→ Job
Work out how many lines hold the string "this". Give that number and nothing more.

→ Data shown
——

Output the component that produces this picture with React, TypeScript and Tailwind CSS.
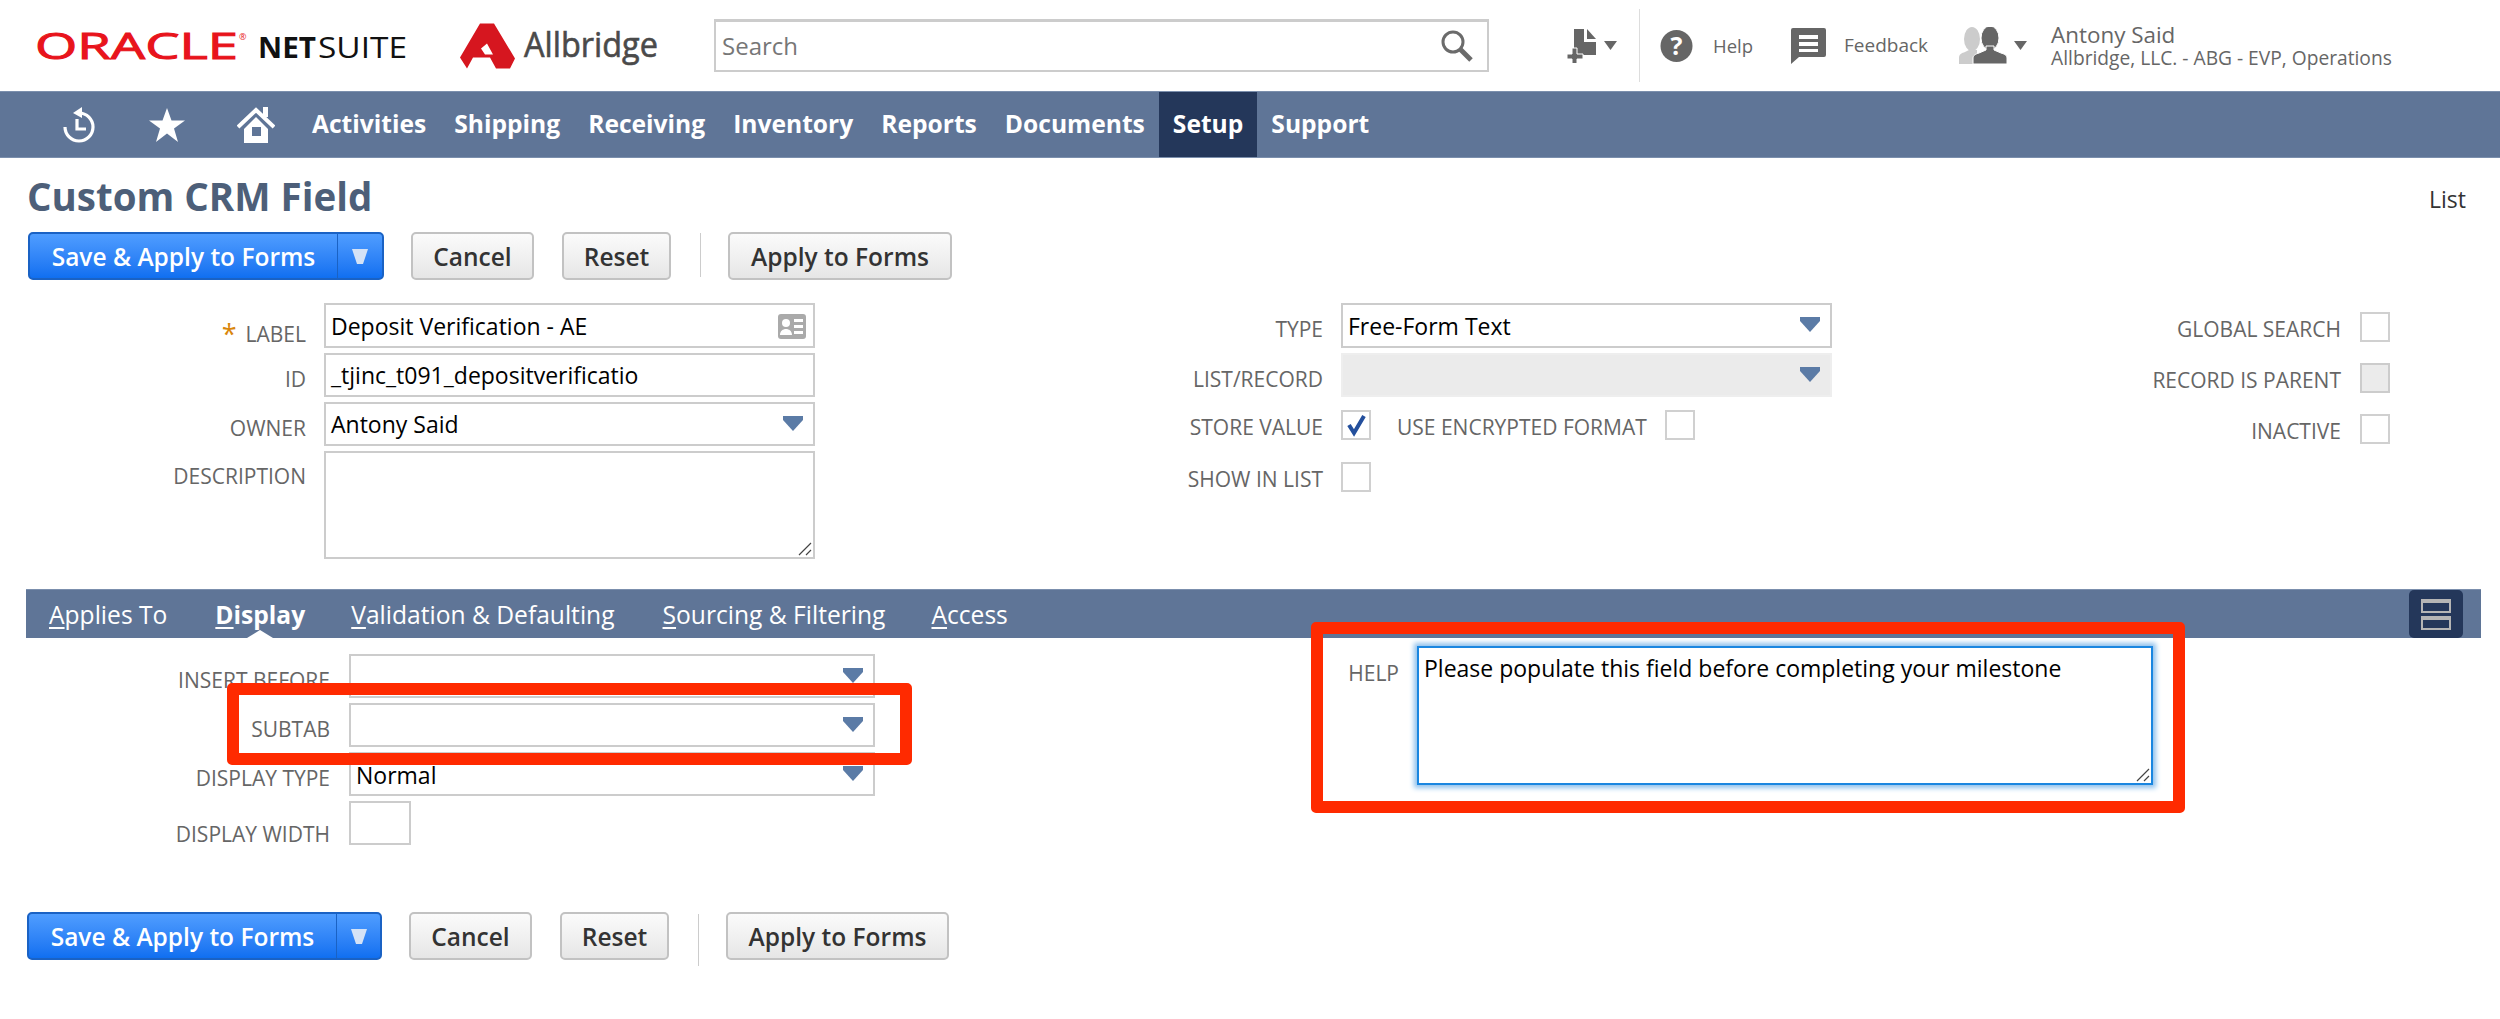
import React from "react";

const navItems = ["Activities", "Shipping", "Receiving", "Inventory", "Reports", "Documents", "Setup", "Support"];

function Caret() {
  return (
    <svg width="22" height="15" viewBox="0 0 22 15" className="absolute right-[9px] top-[12px]">
      <path d="M1 0h20v4l-10 11L1 4z" fill="#5b7ba6" />
    </svg>
  );
}

function Label({ children, className = "" }: { children: React.ReactNode; className?: string }) {
  return <div className={`text-right text-[21px] leading-[26px] text-[#666666] whitespace-nowrap ${className}`}>{children}</div>;
}

function Field({ value, select, disabled, className = "" }: { value?: string; select?: boolean; disabled?: boolean; className?: string }) {
  return (
    <div
      className={`relative h-[44px] w-[491px] border-2 pl-[5px] text-[23px] text-black ${disabled ? "border-[#eeeeee] bg-[#ebebeb]" : "border-[#cccccc] bg-white"} ${className}`}
    >
      {value}
      {select && <Caret />}
    </div>
  );
}

function Checkbox({ checked, disabled }: { checked?: boolean; disabled?: boolean }) {
  return (
    <div className={`relative h-[30px] w-[30px] shrink-0 border-2 ${disabled ? "border-[#cccccc] bg-[#ebebeb]" : "border-[#d0d0d0] bg-white"}`}>
      {checked && (
        <svg width="24" height="24" viewBox="0 0 24 24" className="absolute left-[1px] top-[1px]">
          <path d="M5 12l5 8L20 3" fill="none" stroke="#234f9c" strokeWidth="4" />
        </svg>
      )}
    </div>
  );
}

function Resizer() {
  return (
    <svg width="14" height="14" viewBox="0 0 14 14" className="absolute bottom-[1px] right-[1px]">
      <path d="M1 13L13 1M8 13l5-5" stroke="#444444" strokeWidth="1.2" />
    </svg>
  );
}

function Buttons({ bottom }: { bottom?: boolean }) {
  const gray = "flex h-[48px] items-center justify-center rounded-[5px] border-2 border-[#c2c2c2] bg-gradient-to-b from-[#fbfbfb] to-[#e6e6e6] pt-[2px] text-[24.500px] font-semibold text-[#333333]";
  return (
    <div className={`flex items-start ${bottom ? "pl-[27px]" : "pl-[28px]"}`}>
      <div className={`flex h-[48px] items-stretch rounded-[5px] border-2 border-[#1a62c4] bg-gradient-to-b from-[#4f9dff] to-[#0f6ff0] text-white ${bottom ? "w-[355px]" : "w-[356px]"}`}>
        <div className="flex w-[307px] items-center justify-center pt-[2px] text-[24.500px] font-semibold">Save &amp; Apply to Forms</div>
        <div className="flex flex-1 items-center justify-center border-l border-[#1a62c4]">
          <svg width="16" height="15" viewBox="0 0 16 15"><path d="M0 0h16l-5 15H5z" fill="#d4e2f6" /></svg>
        </div>
      </div>
      <div className={`ml-[27px] w-[123px] ${gray}`}>Cancel</div>
      <div className="w-[28px]" />
      <div className={`w-[109px] ${gray}`}>Reset</div>
      <div className={`ml-[29px] w-px bg-[#cccccc] ${bottom ? "mt-[2px] h-[52px]" : "mt-[1px] h-[44px]"}`} />
      <div className={`ml-[27px] ${bottom ? "w-[223px]" : "w-[224px]"} ${gray}`}>Apply to Forms</div>
    </div>
  );
}

function Tab({ first, rest, active, className = "" }: { first: string; rest: string; active?: boolean; className?: string }) {
  return (
    <div className={`relative whitespace-nowrap pt-[2px] text-[24.600px] text-white ${active ? "font-bold" : ""} ${className}`}>
      <span className="underline underline-offset-[3px]">{first}</span>
      {rest}
    </div>
  );
}

export default function App() {
  return (
    <div className="h-[1019px] w-[2500px] overflow-hidden bg-white font-['Open_Sans',sans-serif]">
      {/* top bar */}
      <div className="flex h-[91px] items-center">
        <svg width="376" height="60" viewBox="0 0 376 60" className="ml-[35px]">
          <text x="0" y="43" fontSize="37" textLength="203" lengthAdjust="spacingAndGlyphs" fill="#e8141c" stroke="#e8141c" strokeWidth="1">ORACLE</text>
          <text x="204" y="24" fontSize="9" fill="#e8141c">®</text>
          <text x="223" y="42" fontSize="29" fontWeight="700" textLength="58" lengthAdjust="spacingAndGlyphs" fill="#111111">NET</text>
          <text x="283" y="42" fontSize="29" textLength="89" lengthAdjust="spacingAndGlyphs" fill="#111111">SUITE</text>
        </svg>
        <svg width="198" height="60" viewBox="0 0 198 60" className="ml-[49px]">
          <path d="M20 7.500h14l21 35-5 10H36l-6-11H13l-6 11-7-11z M21 32.500l6-5 6 11h-8z" fill="#d6161f" fillRule="evenodd" />
          <text x="64" y="41" fontSize="34" textLength="134" lengthAdjust="spacingAndGlyphs" fill="#4a4a4a" stroke="#4a4a4a" strokeWidth="0.6">Allbridge</text>
        </svg>
        <div className="ml-[56px] flex h-[53px] w-[775px] items-center justify-between border-2 border-t-[3px] border-[#cccccc] pl-[6px] pr-[13px] text-[24px] text-[#777777]">
          <span>Search</span>
          <svg width="34" height="34" viewBox="0 0 34 34" fill="none" stroke="#6b6b6b">
            <circle cx="13" cy="13" r="10" strokeWidth="3" />
            <path d="M20 20l11 11" strokeWidth="5" />
          </svg>
        </div>
        <svg width="30" height="34" viewBox="0 0 30 34" className="ml-[78px]">
          <path d="M7 0h10v13h12v13H7z" fill="#666666" />
          <path d="M20 0l9 10h-9z" fill="#666666" />
          <path d="M5 19h5v6h6v5h-6v5H5v-5H0v-5h5z" fill="#666666" stroke="#ffffff" strokeWidth="1" />
        </svg>
        <svg width="13" height="9" viewBox="0 0 13 9" fill="#666666" className="ml-[7px]"><path d="M0 0h13L6.5 9z" /></svg>
        <div className="ml-[22px] h-[73px] w-px bg-[#dddddd]" />
        <svg width="33" height="32" viewBox="0 0 33 32" className="ml-[20px]">
          <circle cx="16.5" cy="16" r="16" fill="#666666" />
          <text x="16.5" y="25" fontSize="25" fontWeight="700" textAnchor="middle" fill="#ffffff">?</text>
        </svg>
        <div className="ml-[20px] text-[18.500px] text-[#666666]">Help</div>
        <svg width="35" height="36" viewBox="0 0 35 36" className="ml-[38px]">
          <path d="M2 0h31a2 2 0 012 2v25a2 2 0 01-2 2H8l-8 7V2a2 2 0 012-2z" fill="#666666" />
          <path d="M8 7h19v4H8zM8 14h19v4H8zM8 21h19v3H8z" fill="#ffffff" />
        </svg>
        <div className="ml-[18px] text-[19px] text-[#666666]">Feedback</div>
        <svg width="48" height="38" viewBox="0 0 48 38" className="ml-[31px]">
          <ellipse cx="13" cy="12" rx="8" ry="12" fill="#cccccc" />
          <path d="M0 37v-6c0-4 3-5 6-6l4-2h8v14z" fill="#cccccc" />
          <ellipse cx="31" cy="11" rx="9" ry="12" fill="#666666" stroke="#ffffff" strokeWidth="1" />
          <path d="M14 37v-6c0-3 3-4 6-5l7-3v-4h8v4l7 3c3 1 6 2 6 5v6z" fill="#666666" stroke="#ffffff" strokeWidth="1" />
        </svg>
        <svg width="13" height="9" viewBox="0 0 13 9" fill="#666666" className="ml-[7px]"><path d="M0 0h13L6.5 9z" /></svg>
        <div className="ml-[24px] flex flex-col text-[#666666]">
          <div className="text-[22.400px] leading-[24px]">Antony Said</div>
          <div className="text-[19.200px] leading-[22px]">Allbridge, LLC. - ABG - EVP, Operations</div>
        </div>
      </div>

      {/* main nav */}
      <div className="flex h-[67px] items-stretch border-y border-[#7b8fad] bg-[#5f7597]">
        <div className="flex w-[298px] items-center pl-[63px]">
          <svg width="32" height="36" viewBox="0 0 32 36" fill="none" stroke="#ffffff" strokeWidth="3.2">
            <path d="M16 6a14 14 0 11-14 14" />
            <path d="M19 0l-9 6 9 5z" fill="#ffffff" stroke="none" />
            <path d="M14 12v10h9" />
          </svg>
          <svg width="36" height="34" viewBox="0 0 36 34" fill="#ffffff" className="ml-[54px]">
            <path d="M18 0l4.500 12.500H36L25 20.500 29 34 18 25.500 7 34l4-13.500L0 12.500h13.500z" />
          </svg>
          <svg width="38" height="36" viewBox="0 0 38 36" className="ml-[52px]">
            <path d="M26 0h5v10h-5z" fill="#ffffff" />
            <path d="M1 20L19 3l18 17" fill="none" stroke="#ffffff" strokeWidth="4" />
            <path d="M7 22L19 10l12 12v14H7z" fill="#ffffff" />
            <path d="M15 20h9v9h-9z" fill="#5f7597" />
          </svg>
        </div>
        {navItems.map((item) => (
          <div
            key={item}
            className={`flex items-center px-[14px] text-[24.600px] font-bold text-white ${item === "Setup" ? "bg-[#24375a]" : ""}`}
          >
            {item}
          </div>
        ))}
      </div>

      {/* title */}
      <div className="flex h-[74px] justify-between pl-[27px] pr-[34px] pt-[12px]">
        <div className="text-[38.500px] font-bold leading-[52px] text-[#4d5f79]">Custom CRM Field</div>
        <div className="pt-[14px] text-[23px] leading-[30px] text-[#333333]">List</div>
      </div>

      <Buttons />

      {/* primary fields */}
      <div className="mt-[23px] flex">
        <div className="flex w-[815px] flex-col gap-[5px]">
          <div className="flex gap-[18px]">
            <Label className="w-[306px] pt-[17px]"><span className="mr-[9px] align-[-2px] text-[27px] leading-none text-[#d9860b]">*</span>LABEL</Label>
            <Field value="Deposit Verification - AE" className="h-[45px] leading-[42px]" />
            <svg width="28" height="25" viewBox="0 0 28 25" className="relative -ml-[55px] mt-[11px]">
              <rect width="28" height="25" rx="3" fill="#aaaaaa" />
              <circle cx="8" cy="9" r="4" fill="#ffffff" />
              <path d="M2 21c0-4 3-6 6-6s6 2 6 6zM16 5h9v3h-9zM16 11h9v3h-9zM16 17h9v3h-9z" fill="#ffffff" />
            </svg>
          </div>
          <div className="flex gap-[18px]">
            <Label className="w-[306px] pt-[13px]">ID</Label>
            <Field value="_tjinc_t091_depositverificatio" className="leading-[40px]" />
          </div>
          <div className="flex gap-[18px]">
            <Label className="w-[306px] pt-[13px]">OWNER</Label>
            <Field value="Antony Said" select className="leading-[40px]" />
          </div>
          <div className="flex gap-[18px]">
            <Label className="w-[306px] pt-[12px]">DESCRIPTION</Label>
            <div className="relative h-[108px] w-[491px] border-2 border-[#cccccc]">
              <Resizer />
            </div>
          </div>
        </div>

        <div className="ml-[185px] flex w-[832px] flex-col">
          <div className="flex gap-[18px]">
            <Label className="w-[323px] pt-[13px]">TYPE</Label>
            <Field value="Free-Form Text" select className="h-[45px] leading-[42px]" />
          </div>
          <div className="mt-[5px] flex gap-[18px]">
            <Label className="w-[323px] pt-[13px]">LIST/RECORD</Label>
            <Field select disabled />
          </div>
          <div className="mt-[13px] flex h-[30px]">
            <Label className="w-[323px] pt-[4px]">STORE VALUE</Label>
            <div className="ml-[18px]"><Checkbox checked /></div>
            <Label className="ml-[26px] pt-[4px]">USE ENCRYPTED FORMAT</Label>
            <div className="ml-[18px]"><Checkbox /></div>
          </div>
          <div className="mt-[22px] flex h-[30px] gap-[18px]">
            <Label className="w-[323px] pt-[4px]">SHOW IN LIST</Label>
            <Checkbox />
          </div>
        </div>

        <div className="flex w-[558px] flex-col gap-[21px] pt-[9px]">
          {[
            { label: "GLOBAL SEARCH" },
            { label: "RECORD IS PARENT", disabled: true },
            { label: "INACTIVE" },
          ].map((row) => (
            <div key={row.label} className="flex h-[30px] justify-end gap-[19px]">
              <Label className="pt-[4px]">{row.label}</Label>
              <Checkbox disabled={row.disabled} />
            </div>
          ))}
        </div>
      </div>

      {/* subtabs */}
      <div className="relative ml-[26px] mt-[30px] flex h-[49px] w-[2455px] items-center border-t border-[#7b8fad] bg-[#5f7597] pl-[23px]">
        <Tab first="A" rest="pplies To" />
        <Tab first="D" rest="isplay" active className="ml-[48px]" />
        <Tab first="V" rest="alidation &amp; Defaulting" className="ml-[46px]" />
        <Tab first="S" rest="ourcing &amp; Filtering" className="ml-[48px]" />
        <Tab first="A" rest="ccess" className="ml-[46px]" />
        <div className="absolute bottom-0 left-[221px] h-0 w-0 border-x-[13px] border-b-[8px] border-x-transparent border-b-white" />
        <div className="absolute right-[18px] top-0 flex h-[48px] w-[54px] flex-col items-center justify-center gap-[3px] rounded-[5px] bg-[#24375a]">
          <div className="h-[14px] w-[30px] border-2 border-t-[4px] border-[#b5b5b5]" />
          <div className="h-[14px] w-[30px] border-2 border-t-[4px] border-[#b5b5b5]" />
        </div>
      </div>

      {/* subtab content */}
      <div className="relative flex">
        <div className="flex w-[875px] flex-col gap-[5px] pt-[16px]">
          <div className="flex gap-[19px]">
            <Label className="w-[330px] pt-[13px]">INSERT BEFORE</Label>
            <Field select className="w-[526px]" />
          </div>
          <div className="flex gap-[19px]">
            <Label className="w-[330px] pt-[13px]">SUBTAB</Label>
            <Field select className="w-[526px]" />
          </div>
          <div className="flex gap-[19px]">
            <Label className="w-[330px] pt-[13px]">DISPLAY TYPE</Label>
            <Field value="Normal" select className="w-[526px] leading-[42px]" />
          </div>
          <div className="flex gap-[19px]">
            <Label className="w-[330px] pt-[20px]">DISPLAY WIDTH</Label>
            <div className="h-[44px] w-[62px] border-2 border-[#cccccc]" />
          </div>
        </div>
        <div className="ml-[460px] flex gap-[18px] pt-[8px]">
          <Label className="w-[64px] pt-[14px]">HELP</Label>
          <div className="relative h-[139px] w-[736px] border-2 border-[#1a86e0] pl-[5px] pt-[5px] text-[23px] leading-[30px] text-black shadow-[0_0_5px_3px_#8fc0ec]">
            Please populate this field before completing your milestone
            <Resizer />
          </div>
        </div>
        <div className="absolute left-[227px] top-[45px] h-[82px] w-[685px] rounded-[5px] border-[12px] border-[#ff2a00]" />
        <div className="absolute left-[1311px] top-[-16px] h-[191px] w-[874px] rounded-[5px] border-[12px] border-[#ff2a00]" />
      </div>

      <div className="mt-[65px]">
        <Buttons bottom />
      </div>
    </div>
  );
}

——

→ Reply
2